== Stated goal ==
An exact copy of all the data is required, with pictures left out.

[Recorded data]
** begin **
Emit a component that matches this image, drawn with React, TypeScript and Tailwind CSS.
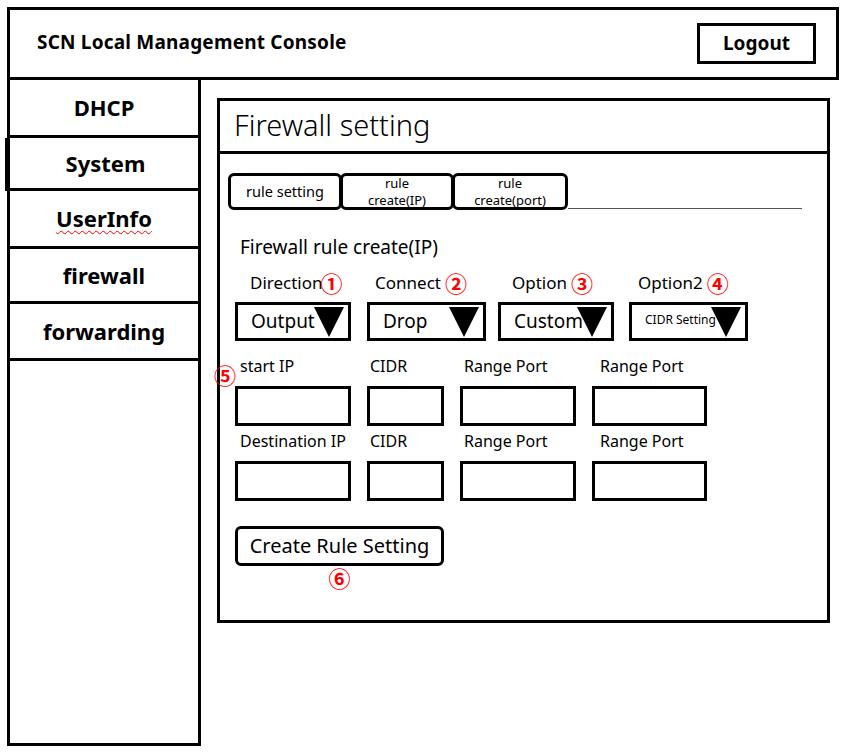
import React from 'react';

const font = { fontFamily: '"Noto Sans", "Noto Sans CJK KR", sans-serif' };

const Mark: React.FC<{ n: string; className?: string }> = ({ n, className = '' }) => (
  <span className={`text-[22px] leading-none font-bold text-[#ff0000] ${className}`} style={{ fontFamily: '"Noto Sans CJK KR", sans-serif' }}>
    {n}
  </span>
);

const Select: React.FC<{ value: string; w: string; small?: boolean }> = ({ value, w, small }) => (
  <div className={`${w} h-[39px] border-[3px] border-black flex items-center relative`}>
    <span className={small ? 'pl-[13px] text-[12px] -mt-[4px]' : 'pl-[13px] text-[19px]'}>{value}</span>
    <svg className="absolute right-[4px] top-[2px]" width="30" height="30" viewBox="0 0 30 30">
      <polygon points="0,0 30,0 15,30" fill="black" />
    </svg>
  </div>
);

const Field: React.FC<{ w: string }> = ({ w }) => <div className={`${w} h-[40px] border-[3px] border-black`} />;

const Label: React.FC<{ w: string; text: string; pl?: string }> = ({ w, text, pl = 'pl-[4px]' }) => (
  <div className={`${w} ${pl} text-[16px] leading-none`}>{text}</div>
);

export default function App() {
  const menu = [
    { label: 'DHCP', h: 'h-[58px]' },
    { label: 'System', h: 'h-[53px]', shift: true },
    { label: 'UserInfo', h: 'h-[58px]', squiggle: true },
    { label: 'firewall', h: 'h-[55px]' },
    { label: 'forwarding', h: 'h-[57px]' },
  ];

  return (
    <div className="w-[842px] h-[753px] bg-white text-black pt-[7px] pl-[7px]" style={font}>
      <div className="w-[832px] h-[73px] border-[3px] border-black flex items-center justify-between pl-[27px] pr-[20px]">
        <span className="text-[19px] tracking-[0.2px] font-bold -mt-[3px]">SCN Local Management Console</span>
        <div className="w-[119px] h-[41px] border-[3px] border-black flex items-center justify-center text-[19px] font-bold">
          Logout
        </div>
      </div>

      <div className="flex">
        <div className="w-[194px] h-[666px] border-x-[3px] border-b-[3px] border-black">
          {menu.map((m) => (
            <div
              key={m.label}
              className={`${m.h} border-b-[3px] border-black flex items-center justify-center text-[22px] font-bold ${
                m.shift ? 'border-l-[3px] -ml-[5px] pl-[5px]' : ''
              }`}
            >
              <span className={m.squiggle ? 'underline decoration-wavy decoration-[#ff0000] decoration-1 underline-offset-[3px]' : ''}>
                {m.label}
              </span>
            </div>
          ))}
        </div>

        <div className="ml-[16px] mt-[18px] w-[613px] h-[525px] border-[3px] border-black">
          <div className="h-[53px] border-b-[3px] border-black flex items-center pl-[14px] text-[29px] font-light">
            <span className="-mt-[3px]">Firewall setting</span>
          </div>

          <div className="pl-[8px] pt-[19px] relative">
            <div className="flex items-end">
              <div className="w-[114px] h-[37px] border-[3px] border-black rounded-[6px] flex items-center justify-center text-[14.5px]">
                rule setting
              </div>
              <div className="w-[114px] h-[37px] -ml-[2px] border-[3px] border-black rounded-[6px] flex flex-col items-center justify-center text-[13px] leading-[17px]">
                <span>rule</span>
                <span>create(IP)</span>
              </div>
              <div className="w-[116px] h-[37px] -ml-[2px] border-[3px] border-black rounded-[6px] flex flex-col items-center justify-center text-[13px] leading-[17px]">
                <span>rule</span>
                <span>create(port)</span>
              </div>
              <div className="w-[234px] h-[1px] bg-[#555] mb-[1px]" />
            </div>

            <div className="pl-[12px] mt-[28px] text-[19px] leading-none">Firewall rule create(IP)</div>

            <div className="flex mt-[13px] pl-[8px] text-[17px] leading-none items-center h-[24px]">
              <div className="w-[132px] pl-[14px] flex items-center">
                Direction<Mark n="①" className="-ml-[2px]" />
              </div>
              <div className="w-[131px] pl-[7px] flex items-center gap-[4px]">
                Connect<Mark n="②" />
              </div>
              <div className="w-[131px] pl-[13px] flex items-center gap-[4px]">
                Option<Mark n="③" />
              </div>
              <div className="w-[118px] pl-[8px] flex items-center gap-[4px]">
                Option2<Mark n="④" />
              </div>
            </div>

            <div className="flex mt-[8px] pl-[7px]">
              <Select value="Output" w="w-[116px]" />
              <div className="ml-[16px]">
                <Select value="Drop" w="w-[119px]" />
              </div>
              <div className="ml-[12px]">
                <Select value="Custom" w="w-[116px]" />
              </div>
              <div className="ml-[15px]">
                <Select value="CIDR Setting" w="w-[119px]" small />
              </div>
            </div>

            <Mark n="⑤" className="absolute left-[-6px] top-[209px]" />

            <div className="flex mt-[17px] pl-[7px]">
              <Label w="w-[132px]" text="start IP" pl="pl-[5px]" />
              <Label w="w-[93px]" text="CIDR" pl="pl-[3px]" />
              <Label w="w-[132px]" text="Range Port" />
              <Label w="w-[115px]" text="Range Port" pl="pl-[8px]" />
            </div>
            <div className="flex mt-[12px] pl-[7px] gap-[16px]">
              <Field w="w-[116px]" />
              <Field w="w-[77px]" />
              <Field w="w-[116px]" />
              <Field w="w-[115px]" />
            </div>

            <div className="flex mt-[7px] pl-[7px]">
              <Label w="w-[132px]" text="Destination IP" pl="pl-[5px]" />
              <Label w="w-[93px]" text="CIDR" pl="pl-[3px]" />
              <Label w="w-[132px]" text="Range Port" />
              <Label w="w-[115px]" text="Range Port" pl="pl-[8px]" />
            </div>
            <div className="flex mt-[12px] pl-[7px] gap-[16px]">
              <Field w="w-[116px]" />
              <Field w="w-[77px]" />
              <Field w="w-[116px]" />
              <Field w="w-[115px]" />
            </div>

            <div className="pl-[7px] mt-[25px] w-[216px] flex flex-col items-center">
              <div className="w-[209px] h-[40px] border-[3px] border-black rounded-[6px] flex items-center justify-center text-[20px]">
                Create Rule Setting
              </div>
              <Mark n="⑥" className="mt-[0px]" />
            </div>
          </div>
        </div>
      </div>
    </div>
  );
}
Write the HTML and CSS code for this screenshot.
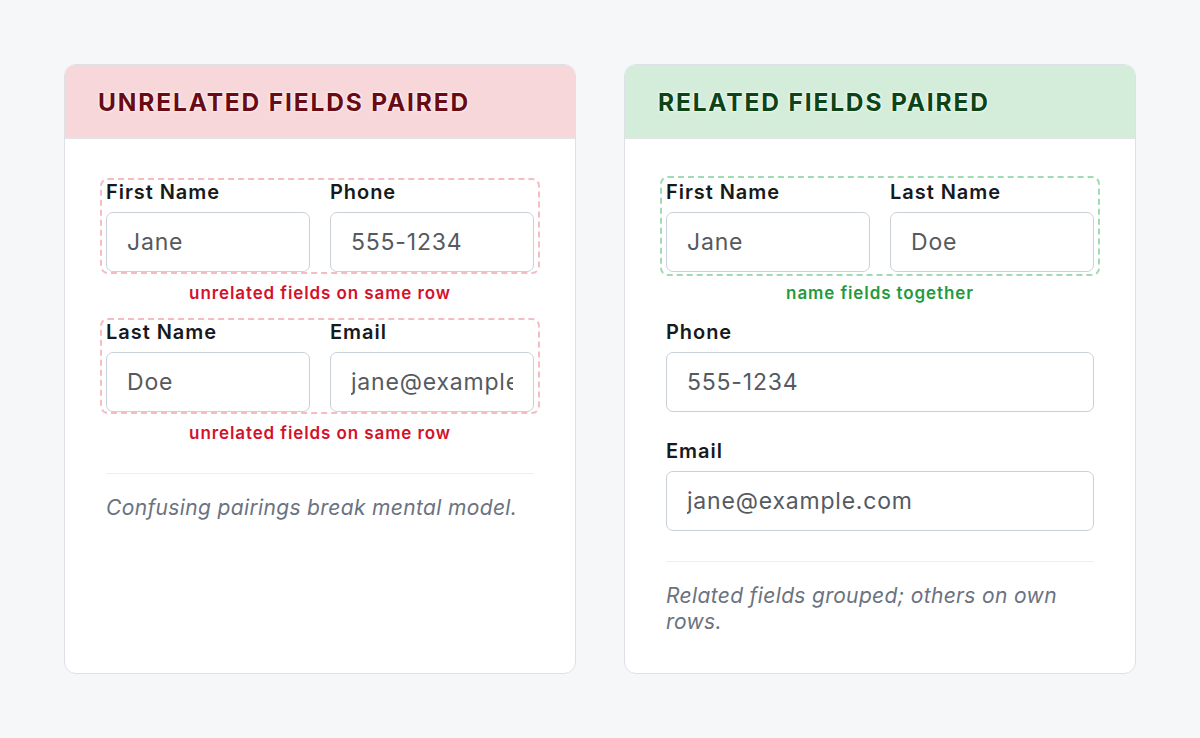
** end **
== Full output ==
Emit a component that matches this image, drawn with React, TypeScript and Tailwind CSS.
import React from 'react';

const font = { fontFamily: '"Noto Sans", "Noto Sans CJK KR", sans-serif' };

const Mark: React.FC<{ n: string; className?: string }> = ({ n, className = '' }) => (
  <span className={`text-[22px] leading-none font-bold text-[#ff0000] ${className}`} style={{ fontFamily: '"Noto Sans CJK KR", sans-serif' }}>
    {n}
  </span>
);

const Select: React.FC<{ value: string; w: string; small?: boolean }> = ({ value, w, small }) => (
  <div className={`${w} h-[39px] border-[3px] border-black flex items-center relative`}>
    <span className={small ? 'pl-[13px] text-[12px] -mt-[4px]' : 'pl-[13px] text-[19px]'}>{value}</span>
    <svg className="absolute right-[4px] top-[2px]" width="30" height="30" viewBox="0 0 30 30">
      <polygon points="0,0 30,0 15,30" fill="black" />
    </svg>
  </div>
);

const Field: React.FC<{ w: string }> = ({ w }) => <div className={`${w} h-[40px] border-[3px] border-black`} />;

const Label: React.FC<{ w: string; text: string; pl?: string }> = ({ w, text, pl = 'pl-[4px]' }) => (
  <div className={`${w} ${pl} text-[16px] leading-none`}>{text}</div>
);

export default function App() {
  const menu = [
    { label: 'DHCP', h: 'h-[58px]' },
    { label: 'System', h: 'h-[53px]', shift: true },
    { label: 'UserInfo', h: 'h-[58px]', squiggle: true },
    { label: 'firewall', h: 'h-[55px]' },
    { label: 'forwarding', h: 'h-[57px]' },
  ];

  return (
    <div className="w-[842px] h-[753px] bg-white text-black pt-[7px] pl-[7px]" style={font}>
      <div className="w-[832px] h-[73px] border-[3px] border-black flex items-center justify-between pl-[27px] pr-[20px]">
        <span className="text-[19px] tracking-[0.2px] font-bold -mt-[3px]">SCN Local Management Console</span>
        <div className="w-[119px] h-[41px] border-[3px] border-black flex items-center justify-center text-[19px] font-bold">
          Logout
        </div>
      </div>

      <div className="flex">
        <div className="w-[194px] h-[666px] border-x-[3px] border-b-[3px] border-black">
          {menu.map((m) => (
            <div
              key={m.label}
              className={`${m.h} border-b-[3px] border-black flex items-center justify-center text-[22px] font-bold ${
                m.shift ? 'border-l-[3px] -ml-[5px] pl-[5px]' : ''
              }`}
            >
              <span className={m.squiggle ? 'underline decoration-wavy decoration-[#ff0000] decoration-1 underline-offset-[3px]' : ''}>
                {m.label}
              </span>
            </div>
          ))}
        </div>

        <div className="ml-[16px] mt-[18px] w-[613px] h-[525px] border-[3px] border-black">
          <div className="h-[53px] border-b-[3px] border-black flex items-center pl-[14px] text-[29px] font-light">
            <span className="-mt-[3px]">Firewall setting</span>
          </div>

          <div className="pl-[8px] pt-[19px] relative">
            <div className="flex items-end">
              <div className="w-[114px] h-[37px] border-[3px] border-black rounded-[6px] flex items-center justify-center text-[14.5px]">
                rule setting
              </div>
              <div className="w-[114px] h-[37px] -ml-[2px] border-[3px] border-black rounded-[6px] flex flex-col items-center justify-center text-[13px] leading-[17px]">
                <span>rule</span>
                <span>create(IP)</span>
              </div>
              <div className="w-[116px] h-[37px] -ml-[2px] border-[3px] border-black rounded-[6px] flex flex-col items-center justify-center text-[13px] leading-[17px]">
                <span>rule</span>
                <span>create(port)</span>
              </div>
              <div className="w-[234px] h-[1px] bg-[#555] mb-[1px]" />
            </div>

            <div className="pl-[12px] mt-[28px] text-[19px] leading-none">Firewall rule create(IP)</div>

            <div className="flex mt-[13px] pl-[8px] text-[17px] leading-none items-center h-[24px]">
              <div className="w-[132px] pl-[14px] flex items-center">
                Direction<Mark n="①" className="-ml-[2px]" />
              </div>
              <div className="w-[131px] pl-[7px] flex items-center gap-[4px]">
                Connect<Mark n="②" />
              </div>
              <div className="w-[131px] pl-[13px] flex items-center gap-[4px]">
                Option<Mark n="③" />
              </div>
              <div className="w-[118px] pl-[8px] flex items-center gap-[4px]">
                Option2<Mark n="④" />
              </div>
            </div>

            <div className="flex mt-[8px] pl-[7px]">
              <Select value="Output" w="w-[116px]" />
              <div className="ml-[16px]">
                <Select value="Drop" w="w-[119px]" />
              </div>
              <div className="ml-[12px]">
                <Select value="Custom" w="w-[116px]" />
              </div>
              <div className="ml-[15px]">
                <Select value="CIDR Setting" w="w-[119px]" small />
              </div>
            </div>

            <Mark n="⑤" className="absolute left-[-6px] top-[209px]" />

            <div className="flex mt-[17px] pl-[7px]">
              <Label w="w-[132px]" text="start IP" pl="pl-[5px]" />
              <Label w="w-[93px]" text="CIDR" pl="pl-[3px]" />
              <Label w="w-[132px]" text="Range Port" />
              <Label w="w-[115px]" text="Range Port" pl="pl-[8px]" />
            </div>
            <div className="flex mt-[12px] pl-[7px] gap-[16px]">
              <Field w="w-[116px]" />
              <Field w="w-[77px]" />
              <Field w="w-[116px]" />
              <Field w="w-[115px]" />
            </div>

            <div className="flex mt-[7px] pl-[7px]">
              <Label w="w-[132px]" text="Destination IP" pl="pl-[5px]" />
              <Label w="w-[93px]" text="CIDR" pl="pl-[3px]" />
              <Label w="w-[132px]" text="Range Port" />
              <Label w="w-[115px]" text="Range Port" pl="pl-[8px]" />
            </div>
            <div className="flex mt-[12px] pl-[7px] gap-[16px]">
              <Field w="w-[116px]" />
              <Field w="w-[77px]" />
              <Field w="w-[116px]" />
              <Field w="w-[115px]" />
            </div>

            <div className="pl-[7px] mt-[25px] w-[216px] flex flex-col items-center">
              <div className="w-[209px] h-[40px] border-[3px] border-black rounded-[6px] flex items-center justify-center text-[20px]">
                Create Rule Setting
              </div>
              <Mark n="⑥" className="mt-[0px]" />
            </div>
          </div>
        </div>
      </div>
    </div>
  );
}
Write the HTML and CSS code for this screenshot.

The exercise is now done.